It’s another year of college sports. We’ll again be rooting for our favorite teams and cheering on our favorite athletes. But consider this: How would you feel if your fellow teammate or admired athlete came out as gay?
Some might react negatively. The realm of men’s sports has traditionally been dominated by a culture of masculinity and heterosexuality. To be a successful athlete, one had to be masculine and straight, and the stereotyped effeminate gay man has no place in sports. The mere existence of gay athletes would threaten this desired perception.
These are the reasons why most sociologists have considered sports to be a homophobic institution. But with our culture’s homophobia on the decline, and the NCAA adding sexual orientation to its principle of nondiscrimination in 2000, are college sports still homophobic?
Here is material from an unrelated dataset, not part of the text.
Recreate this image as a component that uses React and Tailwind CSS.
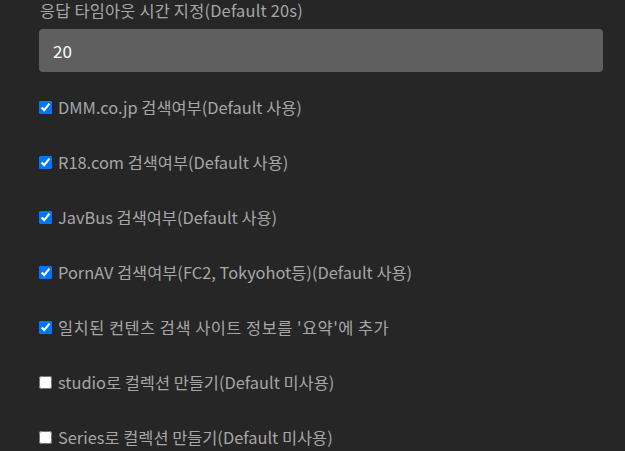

To answer this question, sociologist Eric Anderson interviewed 26 gay male college athletes from 2008 to 2010. Surprisingly, none of the athletes feared harassment after coming out. Instead, they felt included and able to discuss their sexuality openly.
Anderson theorizes that the previous “hegemonic masculinity” is now being replaced by an “inclusive masculinity” which embraces gay and straight. However, he concedes that his small sample consisted of white, middle-class men who probably came out based on their environment. This theory might not be generalizable to other demographics or locations.